**Dataset excerpt**:
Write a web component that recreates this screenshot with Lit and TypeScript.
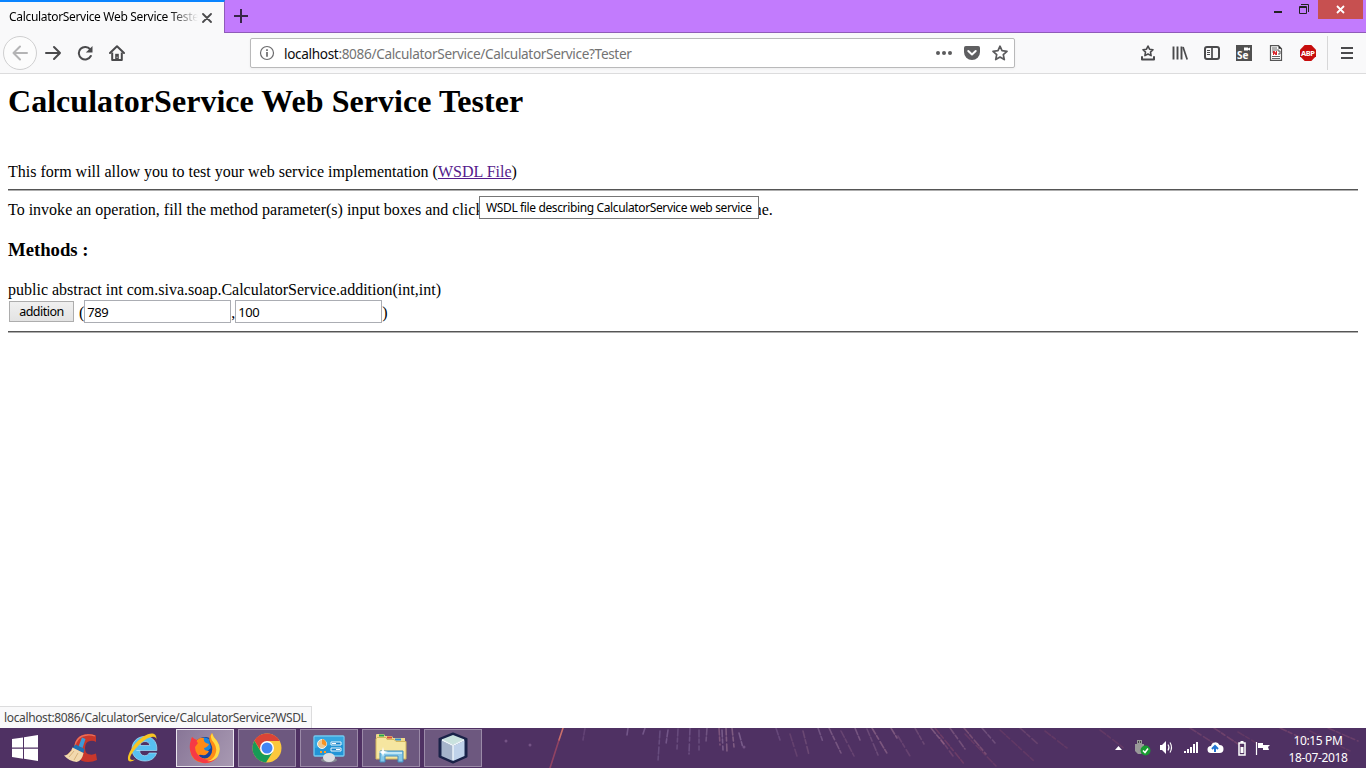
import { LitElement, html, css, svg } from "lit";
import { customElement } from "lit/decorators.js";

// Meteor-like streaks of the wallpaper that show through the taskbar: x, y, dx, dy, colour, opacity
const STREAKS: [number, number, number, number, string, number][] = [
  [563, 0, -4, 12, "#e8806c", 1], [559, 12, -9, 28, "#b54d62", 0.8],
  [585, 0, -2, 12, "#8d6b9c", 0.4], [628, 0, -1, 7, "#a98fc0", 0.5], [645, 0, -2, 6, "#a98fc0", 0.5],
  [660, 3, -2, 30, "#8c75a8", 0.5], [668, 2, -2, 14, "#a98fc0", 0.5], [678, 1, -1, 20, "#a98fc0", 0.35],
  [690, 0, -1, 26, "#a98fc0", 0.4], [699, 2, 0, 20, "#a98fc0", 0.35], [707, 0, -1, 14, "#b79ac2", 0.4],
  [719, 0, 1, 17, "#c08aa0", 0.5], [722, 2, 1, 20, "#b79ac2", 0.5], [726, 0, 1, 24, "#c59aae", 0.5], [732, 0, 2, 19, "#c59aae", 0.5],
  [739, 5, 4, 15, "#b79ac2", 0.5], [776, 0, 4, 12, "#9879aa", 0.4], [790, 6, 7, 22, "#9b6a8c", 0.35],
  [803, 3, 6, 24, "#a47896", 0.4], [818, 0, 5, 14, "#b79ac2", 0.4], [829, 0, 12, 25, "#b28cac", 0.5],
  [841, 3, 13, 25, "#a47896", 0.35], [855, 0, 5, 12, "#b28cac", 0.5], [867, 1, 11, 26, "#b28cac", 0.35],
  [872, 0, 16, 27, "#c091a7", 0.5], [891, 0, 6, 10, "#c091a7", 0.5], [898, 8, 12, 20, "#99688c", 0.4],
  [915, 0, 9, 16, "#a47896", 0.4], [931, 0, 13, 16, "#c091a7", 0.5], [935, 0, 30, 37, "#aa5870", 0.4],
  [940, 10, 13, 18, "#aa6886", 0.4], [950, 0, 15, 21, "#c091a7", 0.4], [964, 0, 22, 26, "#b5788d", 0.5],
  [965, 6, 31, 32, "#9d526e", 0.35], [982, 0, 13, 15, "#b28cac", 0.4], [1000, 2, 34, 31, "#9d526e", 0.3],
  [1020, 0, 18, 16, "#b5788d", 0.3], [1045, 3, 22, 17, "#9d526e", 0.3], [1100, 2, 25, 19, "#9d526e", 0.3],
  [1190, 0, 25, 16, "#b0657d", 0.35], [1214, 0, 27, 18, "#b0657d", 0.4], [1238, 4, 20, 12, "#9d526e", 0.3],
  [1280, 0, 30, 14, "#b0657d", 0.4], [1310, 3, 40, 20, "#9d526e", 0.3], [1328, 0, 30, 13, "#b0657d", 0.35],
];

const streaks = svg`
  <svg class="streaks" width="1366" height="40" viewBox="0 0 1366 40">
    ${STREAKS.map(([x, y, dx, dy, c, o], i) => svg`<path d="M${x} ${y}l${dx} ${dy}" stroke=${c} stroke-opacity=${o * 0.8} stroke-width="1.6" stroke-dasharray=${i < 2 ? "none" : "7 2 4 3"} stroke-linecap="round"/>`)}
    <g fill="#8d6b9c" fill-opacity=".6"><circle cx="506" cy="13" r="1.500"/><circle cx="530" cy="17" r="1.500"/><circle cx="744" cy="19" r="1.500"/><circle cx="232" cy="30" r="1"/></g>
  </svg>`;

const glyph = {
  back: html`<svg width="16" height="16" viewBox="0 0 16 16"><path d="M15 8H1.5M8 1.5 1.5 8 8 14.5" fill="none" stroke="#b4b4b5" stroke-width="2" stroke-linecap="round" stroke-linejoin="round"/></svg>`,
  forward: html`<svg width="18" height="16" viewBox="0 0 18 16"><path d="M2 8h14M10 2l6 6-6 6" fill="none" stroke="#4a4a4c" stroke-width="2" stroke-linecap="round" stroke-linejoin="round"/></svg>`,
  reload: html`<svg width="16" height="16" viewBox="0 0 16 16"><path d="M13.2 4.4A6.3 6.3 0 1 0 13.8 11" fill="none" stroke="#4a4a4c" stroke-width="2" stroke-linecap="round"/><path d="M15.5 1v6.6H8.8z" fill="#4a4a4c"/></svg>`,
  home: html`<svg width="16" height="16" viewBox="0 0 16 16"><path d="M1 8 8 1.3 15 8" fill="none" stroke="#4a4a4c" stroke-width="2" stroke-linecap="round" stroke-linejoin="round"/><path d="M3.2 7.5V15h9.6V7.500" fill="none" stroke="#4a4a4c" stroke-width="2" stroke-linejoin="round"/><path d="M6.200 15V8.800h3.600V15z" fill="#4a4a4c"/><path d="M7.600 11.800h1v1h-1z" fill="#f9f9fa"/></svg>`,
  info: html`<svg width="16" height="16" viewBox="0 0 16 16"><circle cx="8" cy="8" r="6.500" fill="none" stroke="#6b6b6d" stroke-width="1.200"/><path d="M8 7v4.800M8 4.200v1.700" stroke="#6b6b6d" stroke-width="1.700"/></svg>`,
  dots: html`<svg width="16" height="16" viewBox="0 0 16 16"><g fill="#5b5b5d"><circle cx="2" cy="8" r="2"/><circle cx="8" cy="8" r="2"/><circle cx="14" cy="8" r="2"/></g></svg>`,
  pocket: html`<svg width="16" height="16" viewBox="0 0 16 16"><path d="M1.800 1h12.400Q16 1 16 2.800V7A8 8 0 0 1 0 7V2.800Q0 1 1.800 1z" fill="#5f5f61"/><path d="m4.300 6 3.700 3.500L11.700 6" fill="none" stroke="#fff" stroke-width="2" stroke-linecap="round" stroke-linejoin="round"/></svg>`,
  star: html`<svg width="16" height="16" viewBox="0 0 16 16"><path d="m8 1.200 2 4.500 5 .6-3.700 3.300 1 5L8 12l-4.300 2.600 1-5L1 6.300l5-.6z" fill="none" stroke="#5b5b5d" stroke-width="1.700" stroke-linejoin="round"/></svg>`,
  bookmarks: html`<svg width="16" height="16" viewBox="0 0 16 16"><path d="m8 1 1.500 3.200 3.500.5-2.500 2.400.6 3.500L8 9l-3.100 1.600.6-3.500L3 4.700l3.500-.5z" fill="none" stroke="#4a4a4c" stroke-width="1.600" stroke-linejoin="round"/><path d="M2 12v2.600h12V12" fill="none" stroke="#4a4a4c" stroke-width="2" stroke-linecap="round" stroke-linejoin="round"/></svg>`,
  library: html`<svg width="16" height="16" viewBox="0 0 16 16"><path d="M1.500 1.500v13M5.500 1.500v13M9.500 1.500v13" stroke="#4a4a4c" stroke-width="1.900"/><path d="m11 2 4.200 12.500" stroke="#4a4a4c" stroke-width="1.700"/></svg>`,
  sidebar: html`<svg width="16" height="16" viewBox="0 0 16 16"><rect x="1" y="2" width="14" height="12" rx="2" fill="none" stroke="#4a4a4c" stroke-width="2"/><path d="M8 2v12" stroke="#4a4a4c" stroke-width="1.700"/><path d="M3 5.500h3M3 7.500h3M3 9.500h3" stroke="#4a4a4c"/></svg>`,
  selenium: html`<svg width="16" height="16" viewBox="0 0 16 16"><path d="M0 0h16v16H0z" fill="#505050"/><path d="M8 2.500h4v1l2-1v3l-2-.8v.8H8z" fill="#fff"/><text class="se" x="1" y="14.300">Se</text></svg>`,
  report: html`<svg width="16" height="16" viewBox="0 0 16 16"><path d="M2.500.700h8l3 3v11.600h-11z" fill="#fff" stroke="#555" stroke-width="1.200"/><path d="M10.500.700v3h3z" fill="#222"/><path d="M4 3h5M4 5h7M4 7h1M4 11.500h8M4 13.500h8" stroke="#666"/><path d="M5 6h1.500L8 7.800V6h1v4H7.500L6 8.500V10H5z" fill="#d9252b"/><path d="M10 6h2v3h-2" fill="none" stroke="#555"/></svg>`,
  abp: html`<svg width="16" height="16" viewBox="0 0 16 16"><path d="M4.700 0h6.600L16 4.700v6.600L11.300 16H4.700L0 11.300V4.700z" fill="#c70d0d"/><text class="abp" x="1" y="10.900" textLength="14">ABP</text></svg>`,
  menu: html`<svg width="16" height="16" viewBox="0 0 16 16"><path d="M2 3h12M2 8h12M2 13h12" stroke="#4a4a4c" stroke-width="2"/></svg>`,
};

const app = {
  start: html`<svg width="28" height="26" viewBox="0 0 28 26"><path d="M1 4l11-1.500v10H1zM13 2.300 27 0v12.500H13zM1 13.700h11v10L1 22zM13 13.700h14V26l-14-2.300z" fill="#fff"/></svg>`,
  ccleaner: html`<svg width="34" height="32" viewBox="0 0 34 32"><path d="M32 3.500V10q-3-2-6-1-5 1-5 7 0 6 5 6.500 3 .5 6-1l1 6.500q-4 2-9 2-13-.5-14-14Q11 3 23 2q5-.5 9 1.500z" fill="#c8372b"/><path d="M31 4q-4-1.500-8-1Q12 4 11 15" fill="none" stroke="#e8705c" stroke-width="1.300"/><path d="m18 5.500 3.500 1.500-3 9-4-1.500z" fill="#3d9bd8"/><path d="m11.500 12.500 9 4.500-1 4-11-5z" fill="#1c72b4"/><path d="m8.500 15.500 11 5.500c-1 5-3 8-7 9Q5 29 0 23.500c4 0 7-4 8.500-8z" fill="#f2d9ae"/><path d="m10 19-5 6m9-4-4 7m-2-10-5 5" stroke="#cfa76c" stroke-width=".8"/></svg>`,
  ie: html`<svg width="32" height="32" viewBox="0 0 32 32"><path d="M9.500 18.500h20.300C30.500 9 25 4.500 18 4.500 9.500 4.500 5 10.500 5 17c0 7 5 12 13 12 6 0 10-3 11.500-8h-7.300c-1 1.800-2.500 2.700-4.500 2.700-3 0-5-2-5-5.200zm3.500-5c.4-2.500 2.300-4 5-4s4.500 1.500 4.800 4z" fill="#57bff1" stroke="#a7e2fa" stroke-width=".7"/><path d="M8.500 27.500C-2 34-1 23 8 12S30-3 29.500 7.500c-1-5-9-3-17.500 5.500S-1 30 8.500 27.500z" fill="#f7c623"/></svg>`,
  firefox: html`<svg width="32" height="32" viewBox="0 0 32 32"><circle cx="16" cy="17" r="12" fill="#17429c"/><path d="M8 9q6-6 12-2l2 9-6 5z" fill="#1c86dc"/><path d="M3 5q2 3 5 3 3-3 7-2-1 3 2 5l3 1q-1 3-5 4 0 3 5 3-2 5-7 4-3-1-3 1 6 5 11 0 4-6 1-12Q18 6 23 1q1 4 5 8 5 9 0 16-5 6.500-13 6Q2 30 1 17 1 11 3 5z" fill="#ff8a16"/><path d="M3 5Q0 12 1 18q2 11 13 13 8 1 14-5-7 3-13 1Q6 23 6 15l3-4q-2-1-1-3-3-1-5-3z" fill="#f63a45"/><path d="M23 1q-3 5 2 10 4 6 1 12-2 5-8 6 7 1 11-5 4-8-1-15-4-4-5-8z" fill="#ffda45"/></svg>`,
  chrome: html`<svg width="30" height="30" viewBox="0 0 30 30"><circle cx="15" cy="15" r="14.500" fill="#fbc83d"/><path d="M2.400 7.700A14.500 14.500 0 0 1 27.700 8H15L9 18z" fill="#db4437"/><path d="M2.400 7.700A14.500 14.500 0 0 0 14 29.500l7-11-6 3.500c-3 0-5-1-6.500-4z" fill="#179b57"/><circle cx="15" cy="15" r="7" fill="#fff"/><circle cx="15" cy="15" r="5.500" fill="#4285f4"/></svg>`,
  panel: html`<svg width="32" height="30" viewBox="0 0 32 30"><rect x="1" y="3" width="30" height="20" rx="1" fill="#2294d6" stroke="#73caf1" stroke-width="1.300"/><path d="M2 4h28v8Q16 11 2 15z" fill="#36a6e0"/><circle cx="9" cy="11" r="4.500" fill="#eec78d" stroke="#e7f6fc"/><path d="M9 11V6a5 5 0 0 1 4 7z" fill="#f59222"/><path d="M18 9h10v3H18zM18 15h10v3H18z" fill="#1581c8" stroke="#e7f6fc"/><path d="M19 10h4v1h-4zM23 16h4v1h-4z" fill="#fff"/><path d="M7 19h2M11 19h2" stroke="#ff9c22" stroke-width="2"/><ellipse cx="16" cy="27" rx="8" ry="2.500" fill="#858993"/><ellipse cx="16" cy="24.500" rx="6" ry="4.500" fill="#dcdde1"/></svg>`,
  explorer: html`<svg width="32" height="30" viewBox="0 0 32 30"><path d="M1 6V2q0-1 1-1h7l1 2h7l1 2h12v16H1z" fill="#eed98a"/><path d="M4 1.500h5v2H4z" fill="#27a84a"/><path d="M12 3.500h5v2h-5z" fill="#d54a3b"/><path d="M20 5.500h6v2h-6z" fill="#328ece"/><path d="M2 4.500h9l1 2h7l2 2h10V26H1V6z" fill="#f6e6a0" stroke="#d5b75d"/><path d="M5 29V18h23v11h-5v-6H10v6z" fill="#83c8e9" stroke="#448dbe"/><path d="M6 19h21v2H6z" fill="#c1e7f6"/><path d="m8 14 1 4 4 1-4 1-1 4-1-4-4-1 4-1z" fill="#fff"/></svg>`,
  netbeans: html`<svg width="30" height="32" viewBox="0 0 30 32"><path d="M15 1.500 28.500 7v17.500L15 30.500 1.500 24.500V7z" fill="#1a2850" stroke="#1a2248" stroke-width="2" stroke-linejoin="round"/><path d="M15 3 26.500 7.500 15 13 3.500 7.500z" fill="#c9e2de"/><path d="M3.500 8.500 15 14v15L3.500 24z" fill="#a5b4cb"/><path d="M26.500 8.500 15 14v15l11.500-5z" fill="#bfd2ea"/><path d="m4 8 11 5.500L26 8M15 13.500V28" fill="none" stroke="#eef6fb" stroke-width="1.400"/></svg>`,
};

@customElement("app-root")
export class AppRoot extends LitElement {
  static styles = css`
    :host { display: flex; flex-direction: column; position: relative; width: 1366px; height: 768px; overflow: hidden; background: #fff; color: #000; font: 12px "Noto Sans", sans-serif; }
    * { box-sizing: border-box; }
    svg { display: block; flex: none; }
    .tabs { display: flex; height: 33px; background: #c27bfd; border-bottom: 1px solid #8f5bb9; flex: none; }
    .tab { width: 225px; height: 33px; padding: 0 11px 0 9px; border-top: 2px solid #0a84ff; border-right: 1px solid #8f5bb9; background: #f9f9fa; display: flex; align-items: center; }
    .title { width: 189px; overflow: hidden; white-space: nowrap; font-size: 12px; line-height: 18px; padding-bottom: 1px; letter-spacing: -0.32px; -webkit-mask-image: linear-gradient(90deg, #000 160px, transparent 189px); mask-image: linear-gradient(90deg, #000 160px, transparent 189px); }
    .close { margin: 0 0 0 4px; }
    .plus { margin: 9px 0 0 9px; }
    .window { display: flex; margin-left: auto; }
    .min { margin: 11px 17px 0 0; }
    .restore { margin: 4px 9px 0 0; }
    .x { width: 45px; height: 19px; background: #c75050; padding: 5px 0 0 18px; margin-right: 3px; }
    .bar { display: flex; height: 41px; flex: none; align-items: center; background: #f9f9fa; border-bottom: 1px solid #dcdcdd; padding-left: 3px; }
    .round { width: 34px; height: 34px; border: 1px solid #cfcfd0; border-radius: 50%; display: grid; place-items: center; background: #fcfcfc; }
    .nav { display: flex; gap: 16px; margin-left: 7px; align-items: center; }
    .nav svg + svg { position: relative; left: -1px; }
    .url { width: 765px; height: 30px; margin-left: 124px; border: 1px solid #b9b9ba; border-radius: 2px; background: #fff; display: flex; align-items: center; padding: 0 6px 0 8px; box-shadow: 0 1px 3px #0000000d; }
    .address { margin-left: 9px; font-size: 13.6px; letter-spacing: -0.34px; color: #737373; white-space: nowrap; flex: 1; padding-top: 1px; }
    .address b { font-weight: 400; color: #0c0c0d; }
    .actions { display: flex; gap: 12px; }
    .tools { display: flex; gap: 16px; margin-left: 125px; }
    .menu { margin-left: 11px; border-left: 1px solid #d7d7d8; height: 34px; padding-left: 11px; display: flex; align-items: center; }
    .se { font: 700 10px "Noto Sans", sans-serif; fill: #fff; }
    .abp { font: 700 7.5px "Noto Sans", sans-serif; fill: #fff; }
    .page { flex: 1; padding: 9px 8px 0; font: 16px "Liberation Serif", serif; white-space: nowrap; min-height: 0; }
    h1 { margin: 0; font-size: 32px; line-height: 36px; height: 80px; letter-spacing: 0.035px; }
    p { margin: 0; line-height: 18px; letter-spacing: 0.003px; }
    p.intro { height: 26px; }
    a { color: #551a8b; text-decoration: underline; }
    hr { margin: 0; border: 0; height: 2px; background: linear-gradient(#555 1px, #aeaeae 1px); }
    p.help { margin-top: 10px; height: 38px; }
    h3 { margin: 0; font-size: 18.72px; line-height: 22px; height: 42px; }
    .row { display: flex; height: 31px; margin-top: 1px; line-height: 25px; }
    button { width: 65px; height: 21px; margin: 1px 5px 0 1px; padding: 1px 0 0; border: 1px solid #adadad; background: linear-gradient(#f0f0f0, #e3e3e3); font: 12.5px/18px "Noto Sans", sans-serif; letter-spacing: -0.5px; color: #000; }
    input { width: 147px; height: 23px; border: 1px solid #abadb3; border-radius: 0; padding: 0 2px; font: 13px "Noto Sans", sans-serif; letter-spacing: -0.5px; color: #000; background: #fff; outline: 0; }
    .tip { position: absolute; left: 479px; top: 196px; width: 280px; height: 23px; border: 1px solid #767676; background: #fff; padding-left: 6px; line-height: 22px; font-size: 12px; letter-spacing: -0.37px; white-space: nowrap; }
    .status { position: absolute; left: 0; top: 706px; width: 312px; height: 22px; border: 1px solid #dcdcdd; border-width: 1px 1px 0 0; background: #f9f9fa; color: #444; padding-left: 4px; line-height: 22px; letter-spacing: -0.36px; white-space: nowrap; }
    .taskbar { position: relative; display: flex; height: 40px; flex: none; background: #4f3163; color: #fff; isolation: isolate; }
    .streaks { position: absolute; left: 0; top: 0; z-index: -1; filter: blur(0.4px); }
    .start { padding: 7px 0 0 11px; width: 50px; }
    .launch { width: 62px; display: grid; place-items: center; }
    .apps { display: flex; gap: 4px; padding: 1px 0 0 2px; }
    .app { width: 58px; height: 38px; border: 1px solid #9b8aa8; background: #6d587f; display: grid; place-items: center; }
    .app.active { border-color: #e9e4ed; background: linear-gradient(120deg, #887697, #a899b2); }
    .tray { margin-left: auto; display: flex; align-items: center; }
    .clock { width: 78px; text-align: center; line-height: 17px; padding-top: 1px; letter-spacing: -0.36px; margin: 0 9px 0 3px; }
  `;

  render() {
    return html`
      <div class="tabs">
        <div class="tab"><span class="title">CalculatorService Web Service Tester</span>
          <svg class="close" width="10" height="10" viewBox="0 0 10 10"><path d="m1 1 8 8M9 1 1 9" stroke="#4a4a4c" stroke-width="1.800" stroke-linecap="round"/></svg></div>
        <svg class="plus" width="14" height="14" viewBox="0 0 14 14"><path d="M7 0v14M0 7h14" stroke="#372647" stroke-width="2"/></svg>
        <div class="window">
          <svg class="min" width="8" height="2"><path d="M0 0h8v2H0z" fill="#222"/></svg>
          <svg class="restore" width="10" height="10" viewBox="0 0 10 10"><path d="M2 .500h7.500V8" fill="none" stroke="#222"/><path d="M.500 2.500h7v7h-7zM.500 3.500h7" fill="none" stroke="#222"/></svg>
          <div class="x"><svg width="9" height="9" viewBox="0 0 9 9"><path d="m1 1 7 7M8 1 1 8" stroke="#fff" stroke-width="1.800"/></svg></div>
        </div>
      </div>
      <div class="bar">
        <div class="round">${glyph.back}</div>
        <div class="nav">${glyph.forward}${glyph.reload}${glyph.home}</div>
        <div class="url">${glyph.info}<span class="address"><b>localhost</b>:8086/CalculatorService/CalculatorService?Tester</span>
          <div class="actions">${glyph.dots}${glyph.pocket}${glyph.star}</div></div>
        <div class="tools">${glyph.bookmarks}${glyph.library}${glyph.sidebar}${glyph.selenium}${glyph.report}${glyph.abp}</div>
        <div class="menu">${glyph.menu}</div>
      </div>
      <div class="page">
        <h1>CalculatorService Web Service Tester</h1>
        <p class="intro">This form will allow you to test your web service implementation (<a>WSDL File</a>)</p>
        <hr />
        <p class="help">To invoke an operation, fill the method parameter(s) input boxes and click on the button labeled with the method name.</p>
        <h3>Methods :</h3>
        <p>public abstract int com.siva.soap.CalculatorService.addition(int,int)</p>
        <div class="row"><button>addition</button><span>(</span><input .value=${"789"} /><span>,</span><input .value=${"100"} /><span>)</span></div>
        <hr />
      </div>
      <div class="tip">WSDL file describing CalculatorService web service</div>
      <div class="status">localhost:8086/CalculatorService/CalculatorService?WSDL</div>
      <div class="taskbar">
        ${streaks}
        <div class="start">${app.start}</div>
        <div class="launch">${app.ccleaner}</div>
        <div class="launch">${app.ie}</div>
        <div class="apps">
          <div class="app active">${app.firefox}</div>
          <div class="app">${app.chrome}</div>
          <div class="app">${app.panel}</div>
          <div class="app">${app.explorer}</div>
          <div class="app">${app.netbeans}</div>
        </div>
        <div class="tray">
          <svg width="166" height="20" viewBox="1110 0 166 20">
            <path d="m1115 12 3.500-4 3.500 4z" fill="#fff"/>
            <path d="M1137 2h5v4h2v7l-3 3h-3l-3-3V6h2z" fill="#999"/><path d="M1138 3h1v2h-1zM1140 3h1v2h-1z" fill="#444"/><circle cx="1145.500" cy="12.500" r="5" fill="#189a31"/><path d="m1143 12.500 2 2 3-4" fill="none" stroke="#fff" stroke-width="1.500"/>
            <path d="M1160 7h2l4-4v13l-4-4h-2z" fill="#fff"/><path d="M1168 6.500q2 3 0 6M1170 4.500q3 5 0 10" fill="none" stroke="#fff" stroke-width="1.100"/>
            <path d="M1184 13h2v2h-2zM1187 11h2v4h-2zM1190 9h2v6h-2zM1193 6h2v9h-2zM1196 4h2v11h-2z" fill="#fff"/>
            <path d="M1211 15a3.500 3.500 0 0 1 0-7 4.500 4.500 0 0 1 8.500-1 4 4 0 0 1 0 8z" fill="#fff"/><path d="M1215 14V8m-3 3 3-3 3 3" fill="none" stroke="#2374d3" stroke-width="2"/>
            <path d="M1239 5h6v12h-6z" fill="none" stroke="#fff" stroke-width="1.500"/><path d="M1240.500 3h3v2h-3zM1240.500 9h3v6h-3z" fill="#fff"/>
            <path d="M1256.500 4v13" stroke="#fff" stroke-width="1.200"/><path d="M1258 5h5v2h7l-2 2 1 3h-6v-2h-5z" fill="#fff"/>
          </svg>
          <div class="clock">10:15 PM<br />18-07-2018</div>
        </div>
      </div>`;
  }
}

**Job**:
Of the lines in this listing, report how many contain the string "that", and give the number only.

**Written response**:
2